Many people serving in that capacity don’t fully understand their responsibilities and potential legal exposure.
“We’ll sit in with a committee and it’ll be our first official meeting, and we’ll have someone intimately involved in the plan say something like ‘Well, I’m not a fiduciary…,’” says Anne Tyler Hall, Owner and Principal Attorney at Hall Benefits Law, which specializes in ERISA and fiduciary legal solutions.
Other people assume all financial advisors and brokers have the same level of fiduciary responsibility, but that’s not the case.
Brokers and financial advisors aren’t necessarily fiduciaries.
Certain advisors, such as those holding registered investment advisor (RIA) designation, are by definition co-fiduciaries and have full fiduciary responsibility and a legal obligation to do what’s in the best interest of the client. Financial advisors, such as brokers, are typically not acting as a co-fiduciary. Brokers have a suitability standard; meaning they have a duty to recommend investments or providers that are suitable for their client, but they do not need to ensure their recommendations are in the client’s best interest.

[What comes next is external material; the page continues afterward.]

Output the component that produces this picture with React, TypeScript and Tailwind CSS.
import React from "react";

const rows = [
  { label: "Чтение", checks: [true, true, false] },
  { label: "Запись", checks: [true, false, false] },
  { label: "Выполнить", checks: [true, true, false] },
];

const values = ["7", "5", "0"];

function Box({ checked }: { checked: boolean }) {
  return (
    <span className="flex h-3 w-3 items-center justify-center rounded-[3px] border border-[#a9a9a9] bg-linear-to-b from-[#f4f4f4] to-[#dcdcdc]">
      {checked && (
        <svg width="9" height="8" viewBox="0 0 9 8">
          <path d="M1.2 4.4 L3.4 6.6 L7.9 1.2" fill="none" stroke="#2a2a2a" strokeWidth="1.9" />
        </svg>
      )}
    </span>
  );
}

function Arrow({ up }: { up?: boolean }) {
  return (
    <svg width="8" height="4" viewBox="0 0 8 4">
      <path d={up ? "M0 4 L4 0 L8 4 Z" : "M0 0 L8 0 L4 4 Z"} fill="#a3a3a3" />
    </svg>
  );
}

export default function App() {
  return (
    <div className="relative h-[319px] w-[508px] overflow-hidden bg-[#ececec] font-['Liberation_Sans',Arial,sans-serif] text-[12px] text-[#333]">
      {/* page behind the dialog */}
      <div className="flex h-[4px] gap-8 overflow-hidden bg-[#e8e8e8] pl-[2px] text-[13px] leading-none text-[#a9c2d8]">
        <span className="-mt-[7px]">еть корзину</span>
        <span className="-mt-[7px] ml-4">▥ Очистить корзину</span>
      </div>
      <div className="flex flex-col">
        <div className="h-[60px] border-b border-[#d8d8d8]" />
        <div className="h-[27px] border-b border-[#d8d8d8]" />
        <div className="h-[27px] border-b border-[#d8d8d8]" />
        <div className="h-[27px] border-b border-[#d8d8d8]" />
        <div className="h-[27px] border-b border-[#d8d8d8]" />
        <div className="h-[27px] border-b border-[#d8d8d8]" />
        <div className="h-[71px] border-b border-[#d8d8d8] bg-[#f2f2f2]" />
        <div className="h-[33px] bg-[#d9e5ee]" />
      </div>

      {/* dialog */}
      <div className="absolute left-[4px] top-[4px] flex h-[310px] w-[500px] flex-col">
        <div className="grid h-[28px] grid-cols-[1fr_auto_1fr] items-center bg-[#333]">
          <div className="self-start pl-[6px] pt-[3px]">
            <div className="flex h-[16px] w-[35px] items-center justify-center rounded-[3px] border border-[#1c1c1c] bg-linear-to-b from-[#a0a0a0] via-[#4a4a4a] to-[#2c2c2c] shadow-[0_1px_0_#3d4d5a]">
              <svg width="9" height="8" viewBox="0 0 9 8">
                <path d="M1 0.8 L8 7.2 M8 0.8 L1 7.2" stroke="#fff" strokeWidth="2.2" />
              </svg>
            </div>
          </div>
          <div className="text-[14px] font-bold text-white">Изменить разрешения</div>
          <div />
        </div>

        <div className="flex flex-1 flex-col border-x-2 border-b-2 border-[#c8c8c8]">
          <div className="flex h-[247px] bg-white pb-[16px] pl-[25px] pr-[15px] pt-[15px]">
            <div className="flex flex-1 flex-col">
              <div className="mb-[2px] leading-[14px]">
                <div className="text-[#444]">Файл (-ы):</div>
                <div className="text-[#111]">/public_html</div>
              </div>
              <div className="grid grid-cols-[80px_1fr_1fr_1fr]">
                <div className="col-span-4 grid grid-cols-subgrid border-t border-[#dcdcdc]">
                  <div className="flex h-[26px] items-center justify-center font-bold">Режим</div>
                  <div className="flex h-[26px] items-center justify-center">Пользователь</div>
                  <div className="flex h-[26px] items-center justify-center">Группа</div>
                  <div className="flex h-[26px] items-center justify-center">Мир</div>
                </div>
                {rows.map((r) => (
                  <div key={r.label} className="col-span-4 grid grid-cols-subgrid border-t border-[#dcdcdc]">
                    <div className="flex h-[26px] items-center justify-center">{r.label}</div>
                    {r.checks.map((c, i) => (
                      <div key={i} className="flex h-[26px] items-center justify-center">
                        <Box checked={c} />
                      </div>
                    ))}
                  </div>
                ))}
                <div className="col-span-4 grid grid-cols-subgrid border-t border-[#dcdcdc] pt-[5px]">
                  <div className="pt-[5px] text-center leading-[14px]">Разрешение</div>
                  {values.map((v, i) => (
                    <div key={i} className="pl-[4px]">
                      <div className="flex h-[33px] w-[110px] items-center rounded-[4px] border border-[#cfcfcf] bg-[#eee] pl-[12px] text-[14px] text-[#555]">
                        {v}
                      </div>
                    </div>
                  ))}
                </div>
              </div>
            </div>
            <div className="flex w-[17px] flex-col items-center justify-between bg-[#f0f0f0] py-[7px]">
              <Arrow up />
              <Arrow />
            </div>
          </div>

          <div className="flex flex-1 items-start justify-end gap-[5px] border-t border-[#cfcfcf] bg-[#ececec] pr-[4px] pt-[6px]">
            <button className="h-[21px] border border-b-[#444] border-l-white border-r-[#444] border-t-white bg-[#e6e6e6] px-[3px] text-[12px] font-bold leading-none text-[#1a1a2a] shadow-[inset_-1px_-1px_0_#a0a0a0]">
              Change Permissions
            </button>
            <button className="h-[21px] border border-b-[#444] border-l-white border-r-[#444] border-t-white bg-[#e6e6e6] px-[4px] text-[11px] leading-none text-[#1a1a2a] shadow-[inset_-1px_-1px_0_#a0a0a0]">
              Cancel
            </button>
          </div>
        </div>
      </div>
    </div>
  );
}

Some financial advisors might not have specialized certification on ERISA law or concentrated experience with retirement plans. While that might have been OK for them to run a company’s retirement account when it was small and had just a couple dozen employees, there may come a time when that company’s needs mature and outgrow the advisor’s capabilities.
The company’s committee must consider these factors and may need to take the initiative to switch to an advisor who specializes in retirement accounts and has fiduciary responsibility, which is a best practice.

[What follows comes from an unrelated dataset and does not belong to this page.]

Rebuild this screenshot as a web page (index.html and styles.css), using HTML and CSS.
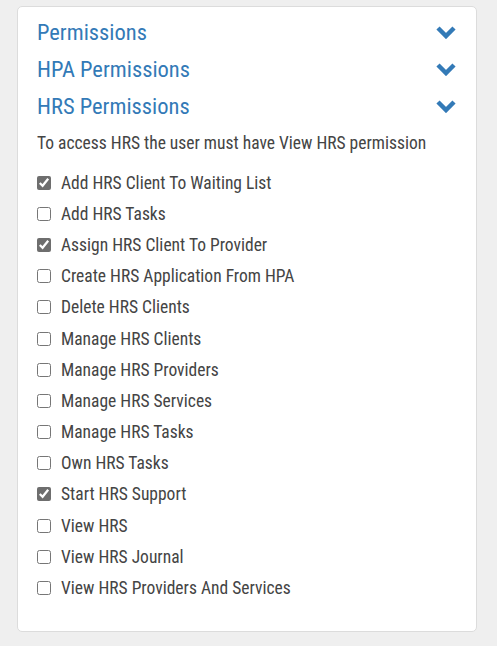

In short, if you have any discretion over how the plan is run or where the money is invested, you’re a fiduciary, says Hall.
Another often misunderstood element is insurance. Companies should have two kinds: a fidelity bond (which protects the money in the plan) and fiduciary liability insurance (which protects the people who run the plan).
Some companies don’t have any liability insurance at all, which exposes their employees who oversee the plan to personal risk that they may not be aware of.
Making sure that people with a fiduciary role fully understand what that entails is paramount, and companies should have robust policies and procedures in place to ensure they’re following best practices, which an attorney or registered investment advisor can guide them through.
“What we stress is education, and building this fiduciary legal compliance foundation,” Hall said.
What is a Conflict of Interest?
One goal of the DOL rule was to minimize potential conflicts of interest and incentivize brokers to recommend products and investment strategies that better reflected the best interests of their clients.
For example, under the suitability threshold, an advisor could be debating between two investment products that are similar, but one pays him a higher commission and so he recommends that one because he has something to gain.
Both are “suitable” but one pays more to the advisor. Is that an inherent conflict of interest?
Another scenario is the hefty upfront commission advisors earn when they convince a company to move its plan from custodian to another, which can be 1 percent or more. The retirement plan is often charged an advisor fee of roughly 50 basis points to cover that commission, and companies are seldom aware that their plans are paying such large fees to simply move money to a new asset manager. Is that a conflict of interest?
The answer is complex and nuanced, and it’s often hard to identify things in the gray area that might be problematic.
The DOL fiduciary rule, which was opposed by the U.S. Chamber of Commerce and supported by the AARP and many groups that represent small investors, would have required more disclosure of such situations to the client and perhaps different choices by advisors.
In April, the Securities and Exchange Commission stepped in and proposed a new rule of its own that would require broker-dealers to act in the “best interest” of retail clients on any securities transaction or investment strategy involving securities.
The SEC proposal relies heavily on disclosure of potential financial conflicts of interest, mitigation of conflicts that exist and the exercise of “reasonable diligence, care, skill and prudence” when selling products and conducting transactions to ensure they are in the client’s best interest.
However, as Forbes noted, the SEC proposal doesn’t explicitly define what “best interest” means for brokers.
The commission has the 1,000-page set of proposals open for public comment through August 7.
The strike down of the DOL fiduciary rule is prompting many executives, retirement committee members and others with fiduciary responsibility to take a closer look at their investment advisor ecosystem.
It’s critical to fully understand fiduciary duties and best practices that can mitigate liability risk, and also carefully consider potential conflicts of interest that may exist.
A proposal by the SEC aims to accomplish what the DOL rule was intended to do, which is put greater responsibility on brokers to put the client’s “best interest” above their own interests.